Managing Mortgage Risk in an Uncertain World

Managing Mortgage Risk in an Uncertain World

Picture the scene: a hopeful homebuyer sits in the almost deserted lobby of a high street bank, waiting for the appointment she booked with the mortgage consultant a week ago – a week ago! It annoys her that she has had to come to a branch she has not visited for years, all because she could not work out how to apply for a home loan on the bank’s website.

Meanwhile, a time zone away, another hopeful homebuyer looks excitedly at his smartphone. After reading about a new mortgage lender on social media, he had downloaded its app and applied online. The process had been slick and the response time short. With a pre-approved loan in his pocket, he could focus on finding a new home.

New Market Entrants

The threat posed by new market entrants, unconstrained by the legacy IT systems of big banks, is as obvious as their appeal to a generation of digital natives. For all the advances in big data, machine learning and computational simulation in the decade since the global financial crisis, incumbent banks, still preoccupied with the twin imperatives of ever-tougher regulatory compliance and boosting shareholder returns, are playing catch-up in their adoption of new technologies.

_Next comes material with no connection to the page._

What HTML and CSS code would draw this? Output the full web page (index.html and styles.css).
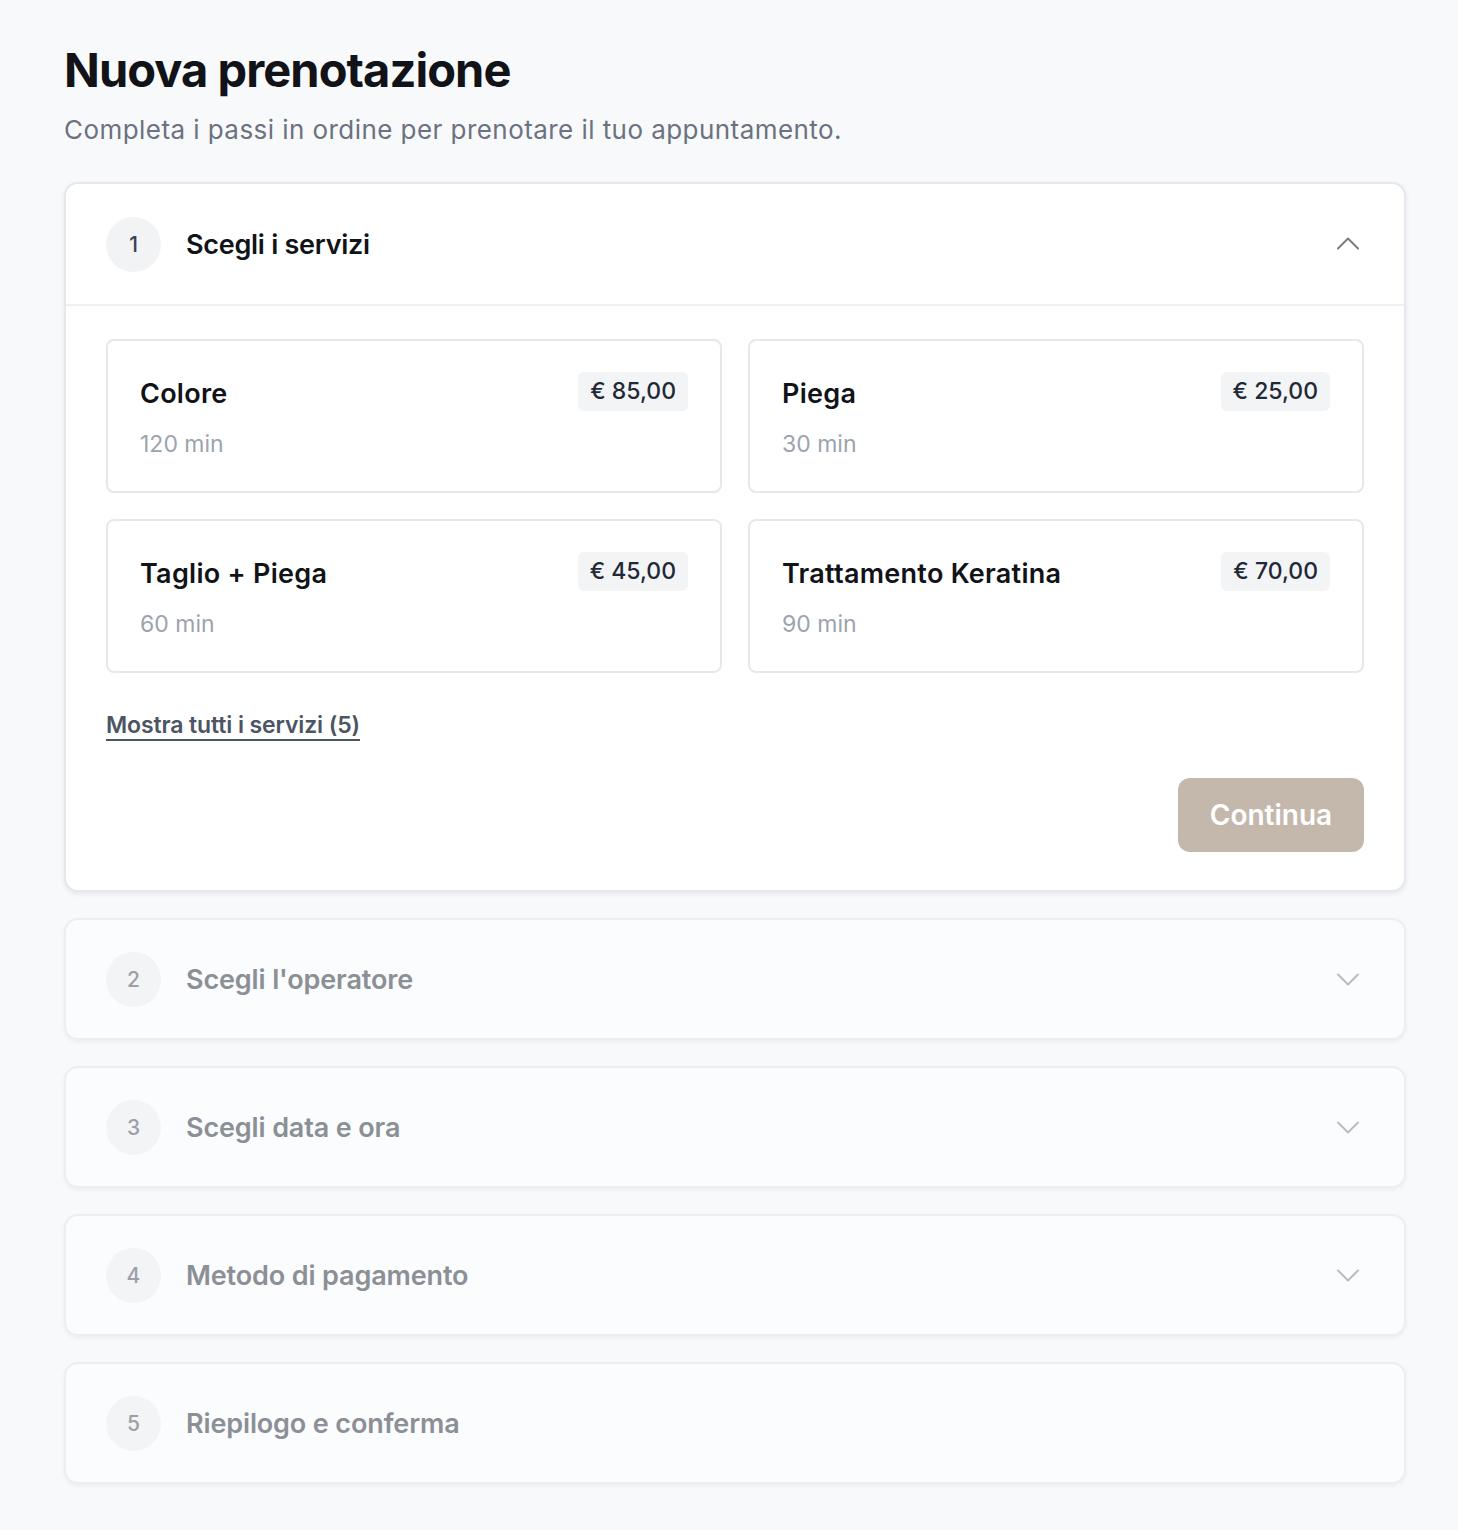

Yet banks work with the same raw material as new entrants: data, masses of it. The trouble is, banks rarely use it effectively. Too much is still recorded manually, when Artificial Intelligence (AI) could perform the task. Banks talk up the benefits of using AI, but their corporate culture and organisational structure hamper their ability to adopt latest technologies.

Simulation for mortgage analytics solution

Tech has been a catalyst for change for most banks, but just how entrenched is that transformation and are lenders any better at converting data into business advantage? If we look back a decade at Northern Rock, do you think that we’ve actually learned the lessons from that in terms of our analytics and what we’re doing in financial institutions?

The trouble is, mortgage lenders persist in relying on historical macro-economic assumptions in their models so they risk repeating the errors of a decade ago when banks – and their regulators – failed to recognize the warning signs from a far richer source: low-level micro-economic data. The feedback loops may not have been obvious because they were either too complicated to model or the computing power and capacity did not exist.

That may have been the case, but even after sharp declines in property values in the crisis, mortgage lenders persistently fail to track individual agent (in this case, borrower) behaviors resulting in increase mortgage risk. They also fail to model the effects of fear and the risk of contagion. Yet the crisis showed how a loss of confidence in one segment of the market spread rapidly through an unexpectedly interconnected global financial system.

Risk Management 3.0

Agent-based modeling captures these behaviors and the way they drive – or are driven by – crisis scenarios. This would not be feasible with data based primarily on historical assumptions. Simulation models can only be realistic and pinpoint risk hotspots if the dynamics driving them are based on a broad range of real inputs.

These models help lenders to mine myriad inputs within a secure simulation environment to assess the probability of a particular scenario occurring and, if appropriate, prepare a contingency plan in response.

If you really want to consider the likely outcomes of stress tests or visualize the consequences of a distressed Californian housing market or say, Brexit on the other side of the world, you can use these simulations as easily as if you were conducting a conventional internet search, then AI can point to the next best move.

There most likely won’t be a plug-and-play solution to your technology problems. To be useful, AI first requires human intelligence. That, in turn, requires considerable thought within the bank to ensure that the right questions are asked – and the most appropriate data interrogated for mitigating mortgage risk.

There is a need to hone your technology to meet another risk – the risk of losing out to those new market entrants whose apps look set to steal a march on the old-school banks.

Even as incumbent banks check for threats within their loan books, they cannot ignore the existential threat from more agile new entrants. How ironic it would be if, so soon after a crisis, lenders had not dealt with an equally obvious threat: their failure to use new technology in a joined-up way across their business.